We pack up again and head for our third rendezvous at Carrefour de l’Arbre, a wide open, windswept area with the singular Cafe de l’Arbre sitting alone at a crossroads. As we caravan there we hear Boonen has ridden off the front with twelve chasers, disconcerting news for all of Belgium.
Carrefour de l’Arbre is an amazing scene. It’s well policed to avoid the lack of drunken crowd control of other years. The organizers have installed a massive screen with the live feed. Frank and The Banner, snapping in the headwind, leads the Velominati to a long straight before the Cafe. Boonen has opened a minute lead and his power on the cobbles has left his chasers in disarray. This is his race; only very bad luck will spoil it now.
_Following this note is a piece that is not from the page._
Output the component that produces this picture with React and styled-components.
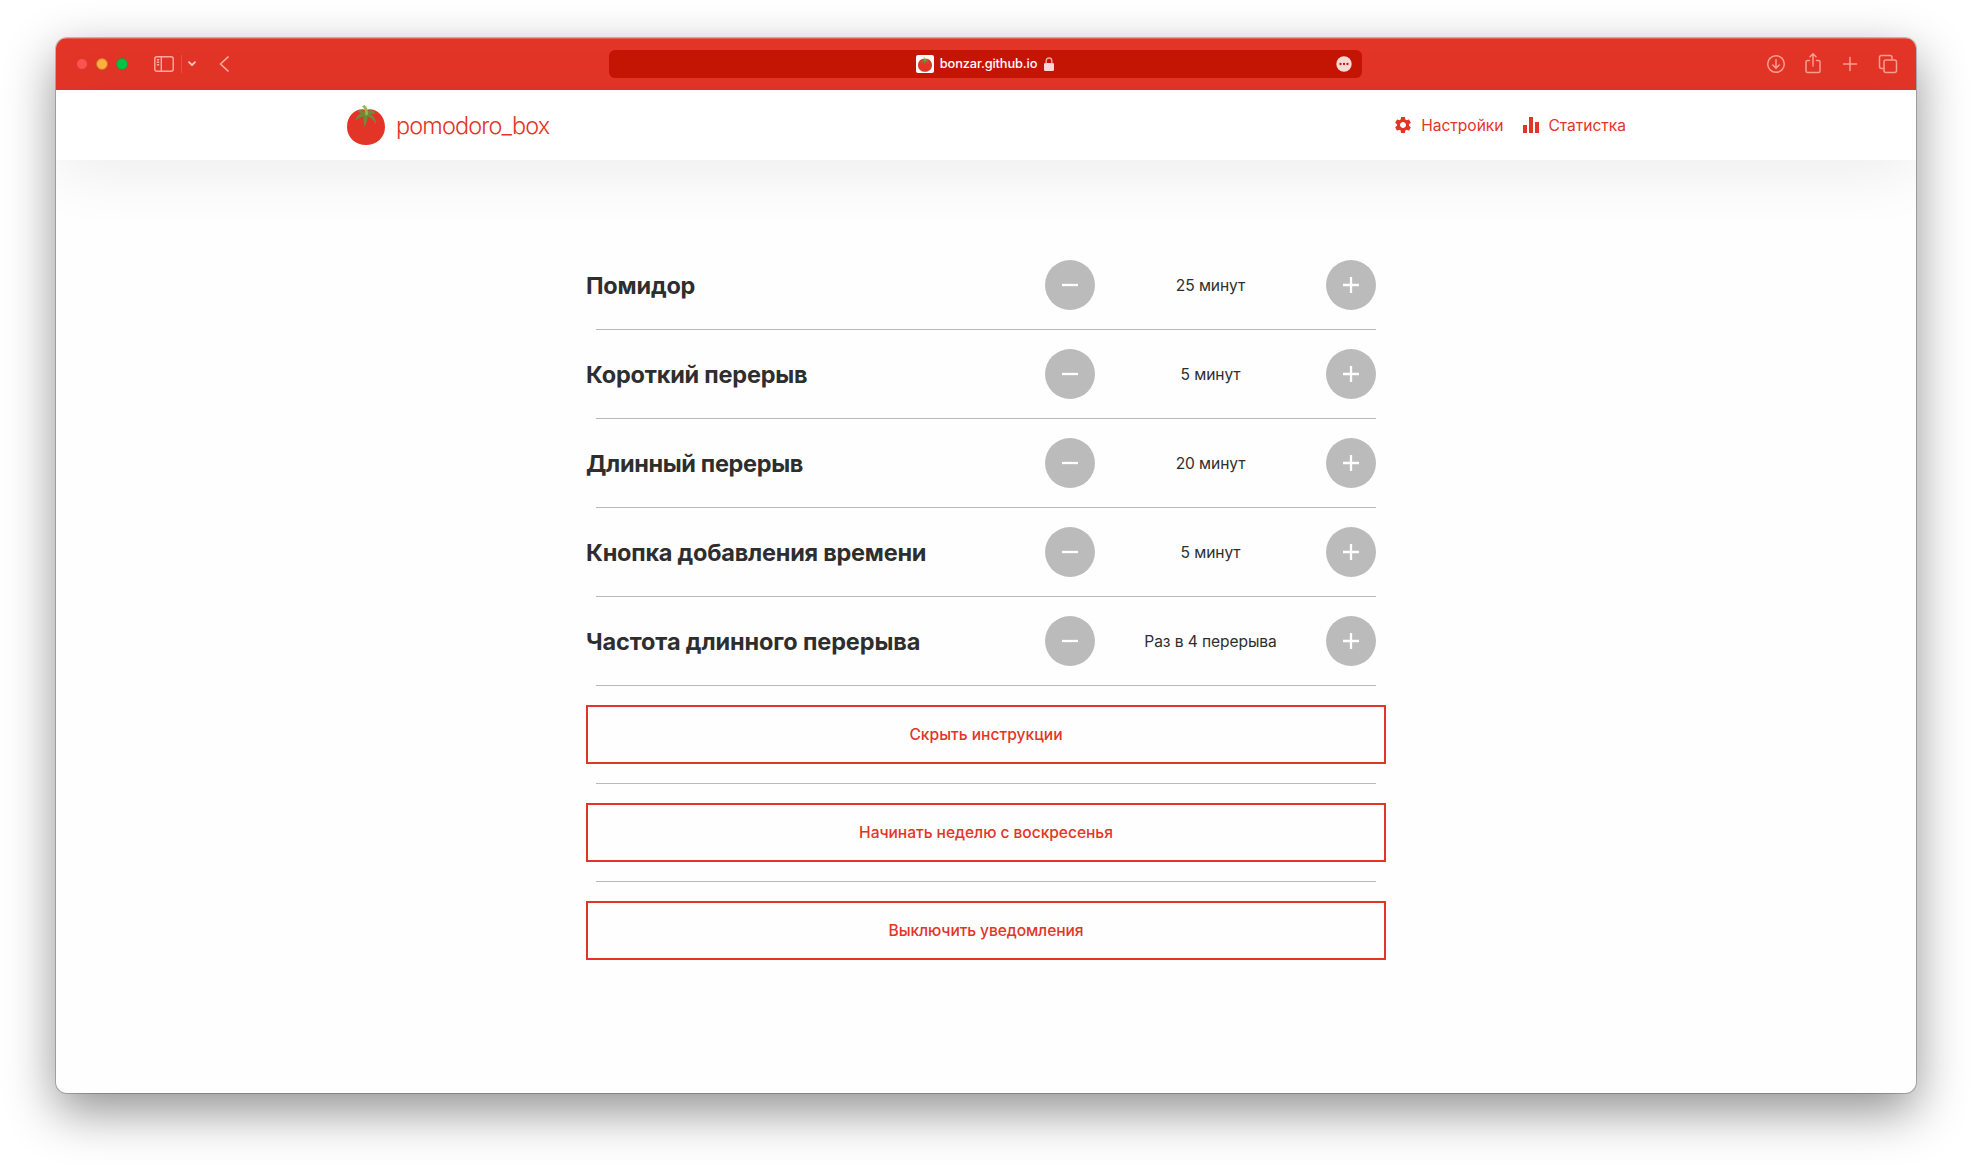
import React from "react";
import styled, { createGlobalStyle } from "styled-components";

const RED = "#e33527";

const GlobalStyle = createGlobalStyle`
  *, *::before, *::after { box-sizing: border-box; }
  body {
    margin: 0;
    background: #fff;
    font-family: Inter, "Noto Sans", sans-serif;
    color: #2e2e2e;
    overflow: hidden;
  }
  button { font: inherit; padding: 0; cursor: pointer; }
`;

const Desktop = styled.div`
  height: 1167px;
  padding: 38px 56px 74px;
`;

const Window = styled.div`
  height: 1055px;
  border-radius: 11px;
  overflow: hidden;
  background: #fefefe;
  box-shadow: 0 0 0 1px rgba(0, 0, 0, 0.22), 0 18px 50px rgba(0, 0, 0, 0.44);
`;

const Toolbar = styled.div`
  display: grid;
  grid-template-columns: 553px 753px 1fr;
  align-items: center;
  height: 52px;
  background: ${RED};
  box-shadow: inset 0 1px 0 rgba(255, 255, 255, 0.2);
`;

const ToolGroup = styled.div`
  display: flex;
  align-items: center;
`;

const LeftTools = styled(ToolGroup)`
  padding-left: 20px;
`;

const RightTools = styled(ToolGroup)`
  justify-content: flex-end;
  gap: 17px;
  padding-right: 19px;
`;

const Lights = styled.div`
  display: flex;
  gap: 8px;
  margin-right: 26px;
`;

const Light = styled.span`
  width: 12px;
  height: 12px;
  border-radius: 50%;
  background: ${(p) => p.$fill};
  border: 1px solid ${(p) => p.$edge};
`;

const ToolSeparator = styled.span`
  width: 1px;
  height: 18px;
  margin: 0 6px 0 7px;
  background: #e94c40;
`;

const BackWrap = styled.span`
  display: flex;
  margin-left: 23px;
`;

const AddressBar = styled.div`
  display: grid;
  grid-template-columns: 1fr auto 1fr;
  align-items: center;
  height: 28px;
  border-radius: 6px;
  background: #c41404;
  padding: 0 10px;
`;

const Address = styled.div`
  grid-column: 2;
  display: flex;
  align-items: center;
  padding-right: 1px;
  color: #fff;
  font-size: 12.8px;
  font-weight: 500;
  line-height: 18px;
  letter-spacing: -0.12px;
`;

const Favicon = styled.span`
  display: flex;
  align-items: center;
  justify-content: center;
  width: 18px;
  height: 18px;
  margin-right: 6px;
  border-radius: 2px;
  background: #fff;
`;

const LockWrap = styled.span`
  display: flex;
  margin-left: 7px;
`;

const MoreWrap = styled.span`
  display: flex;
  justify-self: end;
`;

const Header = styled.header`
  display: flex;
  justify-content: center;
  height: 70px;
  background: #fff;
  box-shadow: 0 12px 63px rgba(0, 0, 0, 0.075);
`;

const HeaderInner = styled.div`
  display: flex;
  align-items: center;
  justify-content: space-between;
  width: 1280px;
  color: ${RED};
`;

const Logo = styled.div`
  display: flex;
  align-items: center;
  gap: 11px;
  padding-left: 1px;
`;

const LogoText = styled.span`
  padding-top: 2px;
  font-size: 23.5px;
  font-weight: 300;
  line-height: 28px;
  letter-spacing: -0.87px;
`;

const Nav = styled.nav`
  display: flex;
  gap: 19px;
`;

const NavItem = styled.a`
  display: flex;
  align-items: center;
  gap: ${(p) => p.$gap}px;
  font-size: 15.6px;
  line-height: 20px;
  letter-spacing: -0.03px;
`;

const NavLabel = styled.span`
  padding-top: 1px;
`;

const Main = styled.main`
  display: flex;
  flex-direction: column;
  width: 800px;
  margin: 100px auto 0;
`;

const Row = styled.div`
  display: flex;
  align-items: center;
  justify-content: space-between;
  height: 50px;
  padding-right: 10px;
`;

const Title = styled.h2`
  margin: 2px 0 0;
  font-size: 23.5px;
  font-weight: 700;
  line-height: 28px;
  letter-spacing: ${(p) => p.$track}px;
`;

const Stepper = styled.div`
  display: flex;
  align-items: center;
  justify-content: space-between;
  width: 331px;
`;

const Value = styled.span`
  padding-top: 2px;
  font-size: 15.6px;
  line-height: 20px;
  letter-spacing: -0.1px;
`;

const RoundButton = styled.button`
  display: flex;
  align-items: center;
  justify-content: center;
  width: 50px;
  height: 50px;
  border: 0;
  border-radius: 50%;
  background: #bbb;
`;

const Divider = styled.hr`
  width: 780px;
  height: 1px;
  margin: 19px 10px;
  border: 0;
  background: #b8b8b8;
`;

const WideButton = styled.button`
  width: 800px;
  height: 59px;
  border: 2px solid ${RED};
  background: transparent;
  color: ${RED};
  font-size: 15.6px;
  font-weight: 500;
  letter-spacing: ${(p) => p.$track}px;
`;

const Tomato = ({ width, height }) => (
  <svg width={width} height={height} viewBox="0 0 38 40">
    <path d="M19 5C27 2 38 9 38 22C38 33 29 40 19 40C9 40 0 33 0 22C0 9 11 2 19 5Z" fill={RED} />
    <path d="M18 7C15 4.500 12 4.500 10.500 6.500L14.500 8.500C11 9.500 9 12 8.500 15.500C11 13 14 12 17 11.500C16 15 17 19 17.500 21.500C19.500 18 20.500 15 20.500 11.500C24 12.500 27 15 29 19.500C29.500 15 27 11 23.500 9.500L28.500 8.500C27 4.500 23 4 20 6.500Z" fill="#76873a" />
    <path d="M15 1.500L17.500 0C20 2 21 4 21 9.500L18.500 10.500C18.500 6 17.500 3.500 15 1.500Z" fill="#a5b152" />
  </svg>
);

const SidebarIcon = () => (
  <svg width="20" height="16" viewBox="0 0 20 16" fill="none" stroke="#ffab9f" strokeWidth="1.400">
    <rect x="0.800" y="0.700" width="18.400" height="14.600" rx="2" />
    <path d="M7.300 1V15M2.800 3.700H5.200M2.800 6.200H5.200M2.800 8.700H5.200" />
  </svg>
);

const ChevronDown = () => (
  <svg width="8" height="6" viewBox="0 0 8 6" fill="none" stroke="#ffc9c1" strokeWidth="1.700" strokeLinecap="round" strokeLinejoin="round">
    <path d="M1 1.200L4 4.200L7 1.200" />
  </svg>
);

const BackIcon = () => (
  <svg width="10" height="16" viewBox="0 0 10 16" fill="none" stroke="#ffab9f" strokeWidth="1.700" strokeLinecap="round" strokeLinejoin="round">
    <path d="M9 1L1.500 8L9 15" />
  </svg>
);

const LockIcon = () => (
  <svg width="10" height="14" viewBox="0 0 10 14">
    <rect x="0" y="6" width="10" height="8" rx="1.300" fill="#f8d9d6" />
    <path d="M2.200 6.500V3.700C2.200 0 7.800 0 7.800 3.700V6.500" fill="none" stroke="#f0a49c" strokeWidth="1.400" />
  </svg>
);

const MoreIcon = () => (
  <svg width="16" height="16" viewBox="0 0 16 16">
    <circle cx="8" cy="8" r="7.700" fill="#f8d9d6" />
    <g fill="#c41404">
      <circle cx="4.500" cy="8" r="1.150" />
      <circle cx="8" cy="8" r="1.150" />
      <circle cx="11.500" cy="8" r="1.150" />
    </g>
  </svg>
);

const ToolSvg = styled.svg`
  width: 20px;
  height: 22px;
  overflow: visible;
  fill: none;
  stroke: #fb9d91;
  stroke-width: 1.5;
  stroke-linecap: round;
  stroke-linejoin: round;
`;

const GearIcon = () => (
  <svg width="20" height="20" viewBox="0 0 24 24" fill={RED}>
    <path d="M19.140 12.940c.04-.3.060-.61.060-.94 0-.32-.02-.64-.07-.94l2.030-1.580c.18-.14.230-.41.120-.61l-1.920-3.320c-.12-.22-.37-.29-.59-.22l-2.390.96c-.5-.38-1.030-.7-1.620-.94l-.36-2.540c-.04-.24-.24-.41-.48-.41h-3.840c-.24 0-.43.170-.47.410l-.36 2.540c-.59.240-1.130.570-1.620.940l-2.390-.96c-.22-.08-.47 0-.59.220L2.740 8.870c-.12.210-.08.470.120.610l2.030 1.580c-.05.3-.09.630-.09.940s.02.640.070.940l-2.030 1.580c-.18.140-.23.410-.12.610l1.920 3.320c.12.220.37.290.59.220l2.390-.96c.5.380 1.030.7 1.620.940l.36 2.540c.05.240.240.410.480.410h3.840c.24 0 .44-.17.470-.41l.36-2.540c.59-.24 1.130-.56 1.620-.94l2.390.960c.22.080.470 0 .590-.22l1.920-3.320c.12-.22.070-.47-.12-.61l-2.010-1.580zM12 15.600c-1.980 0-3.600-1.620-3.600-3.600s1.620-3.600 3.600-3.600 3.600 1.620 3.600 3.600-1.620 3.600-3.600 3.600z" />
  </svg>
);

const BarsIcon = () => (
  <svg width="16" height="16" viewBox="0 0 16 16" fill={RED}>
    <path d="M0 8H4V16H0ZM6 0H10V16H6ZM12 5H16V16H12Z" />
  </svg>
);

const MinusIcon = () => (
  <svg width="16" height="16" viewBox="0 0 16 16" fill="#fff">
    <path d="M0 6.850H16V9.150H0Z" />
  </svg>
);

const PlusIcon = () => (
  <svg width="16" height="16" viewBox="0 0 16 16" fill="#fff">
    <path d="M0 6.850H6.850V0H9.150V6.850H16V9.150H9.150V16H6.850V9.150H0Z" />
  </svg>
);

const settings = [
  { title: "Помидор", value: "25 минут", track: -0.2 },
  { title: "Короткий перерыв", value: "5 минут", track: -0.22 },
  { title: "Длинный перерыв", value: "20 минут", track: -0.35 },
  { title: "Кнопка добавления времени", value: "5 минут", track: -0.24 },
  { title: "Частота длинного перерыва", value: "Раз в 4 перерыва", track: -0.12 },
];

const actions = [
  { label: "Скрыть инструкции", track: 0 },
  { label: "Начинать неделю с воскресенья", track: -0.05 },
  { label: "Выключить уведомления", track: -0.1 },
];

export default function App() {
  return (
    <Desktop>
      <GlobalStyle />
      <Window>
        <Toolbar>
          <LeftTools>
            <Lights>
              <Light $fill="#ff5150" $edge="#d23a35" />
              <Light $fill="#ffb03c" $edge="#c9702a" />
              <Light $fill="#00c347" $edge="#3c8a2c" />
            </Lights>
            <SidebarIcon />
            <ToolSeparator />
            <ChevronDown />
            <BackWrap><BackIcon /></BackWrap>
          </LeftTools>
          <AddressBar>
            <Address>
              <Favicon><Tomato width={14} height={15} /></Favicon>
              bonzar.github.io
              <LockWrap><LockIcon /></LockWrap>
            </Address>
            <MoreWrap><MoreIcon /></MoreWrap>
          </AddressBar>
          <RightTools>
            <ToolSvg viewBox="0 0 20 22">
              <circle cx="10" cy="11" r="8.300" />
              <path d="M10 6.800V15M6.800 12L10 15.200L13.200 12" />
            </ToolSvg>
            <ToolSvg viewBox="0 0 20 22">
              <path d="M6.500 7.500H4.500Q3 7.500 3 9V18Q3 19.500 4.500 19.500H15.500Q17 19.500 17 18V9Q17 7.500 15.500 7.500H13.500M10 13V1M7 3.800L10 0.800L13 3.800" />
            </ToolSvg>
            <ToolSvg viewBox="0 0 20 22">
              <path d="M3.500 11H16.500M10 4.500V17.500" />
            </ToolSvg>
            <ToolSvg viewBox="0 0 20 22">
              <rect x="7" y="7" width="12.500" height="12.500" rx="2" />
              <path d="M6.500 15.500H4.500Q2.500 15.500 2.500 13.500V4.500Q2.500 2.500 4.500 2.500H13Q15 2.500 15 4.500V6.500" />
            </ToolSvg>
          </RightTools>
        </Toolbar>
        <Header>
          <HeaderInner>
            <Logo>
              <Tomato width={38} height={40} />
              <LogoText>pomodoro_box</LogoText>
            </Logo>
            <Nav>
              <NavItem $gap={8}><GearIcon /><NavLabel>Настройки</NavLabel></NavItem>
              <NavItem $gap={10}><BarsIcon /><NavLabel>Статистка</NavLabel></NavItem>
            </Nav>
          </HeaderInner>
        </Header>
        <Main>
          {settings.map((s) => (
            <React.Fragment key={s.title}>
              <Row>
                <Title $track={s.track}>{s.title}</Title>
                <Stepper>
                  <RoundButton><MinusIcon /></RoundButton>
                  <Value>{s.value}</Value>
                  <RoundButton><PlusIcon /></RoundButton>
                </Stepper>
              </Row>
              <Divider />
            </React.Fragment>
          ))}
          {actions.map((a, i) => (
            <React.Fragment key={a.label}>
              {i > 0 && <Divider />}
              <WideButton $track={a.track}>{a.label}</WideButton>
            </React.Fragment>
          ))}
        </Main>
      </Window>
    </Desktop>
  );
}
Again it’s the helicopters advancing above the fields that raises the excitement level to a fevered pitch. This is possibly the best place to be on the Earth right now! Boonen goes by full gas, in the drops, no gloves, a big vein bulging on his neck. Sweet Jesus, there’s a man. A long time later Lars Boom, then a group of five containing Ballan and Flecha pass, they are racing for second place.
Helicopters and TV motos both find Frank and the Banner irresistible. All eyes go to the big screen, everyone is willing Tommeke on to Roubaix.
And then it’s over! It can’t be over. We roll to Lille with a caravan full of Velominati and their bicycles, some to the train station, some to a hotel. Goodbyes all around but it’s hard to believe this eight day ride-a-thon is done. Vive La Vie Velominatus.
We can’t thank Pavé Cycling Classics enough. Alex, William and Genevieve are the best at what they do and have made this trip something to remember forever.